Che però ormai è un dato acquisito, anche perché l'affluenza ha superato il 60 per cento, la soglia al di sotto della quale sarebbe stato dichiarato nullo. Nel sud, non ci si chiede più "come va?" ma "hai votato ?", segno che la popolazione sente tutta l'importanza di un momento percepito come storico. Tanto che oltre 120 mila sudanesi originari del sud ma residenti nella cosiddetta "black belt" attorno a Khartoum, nelle ultime settimane sono tornati nelle terre d'origine per votare. Migliaia di persone sono in arrivo anche da Uganda e Kenya, dove pure l'International Organization for Migration delle Nazioni Unite aveva predisposto seggi elettorali per la diaspora, che in parte non si è fidata dell'Onu, temendo che gli osservatori avrebbero potuto essere infiltrati da agenti sudanesi. L'indipendenza del sud è alle porte: i risultati definitivi verranno annunciati il 14 febbraio. Resta la questione della frontiera: una frontiera etnica ma anche religiosa, tra un nord musulmano e un sud cristiano animista, sulla quale passano anche interessi economici: basta dare un'occhiata ad una mappa satellitare per mettere a confronto le terre verdi della parte meridionale, già ricca di petrolio, e il brullo nord per capire perché Khartoum si opponga alla secessione. A sud si festeggia già ma con un po' di amaro in bocca: mancano ancora alcune terre "irredente": Abiyei, il Kordofan meridionale e il Nilo Blu.
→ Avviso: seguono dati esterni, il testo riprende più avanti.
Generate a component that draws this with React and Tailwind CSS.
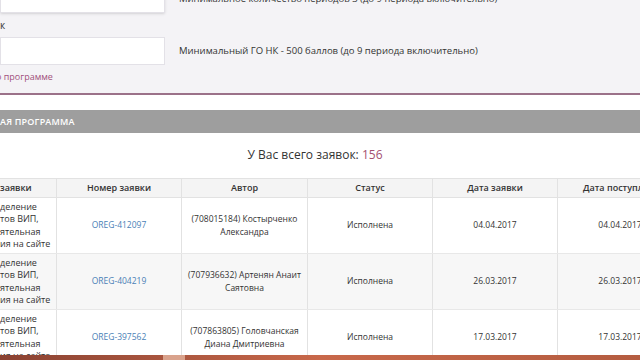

Non lo faceva notare un pinco pallino qualsiasi ma Mabior de Garang, il figlio dell'eroe della lotta indipendentista del Sud Sudan, John Garang de Mabior, dando voce al sentimento di molti. La questione andrà affrontata e trovare una soluzione non sarà facile. Intanto, nelle terre contese il sangue è già tornato a scorrere.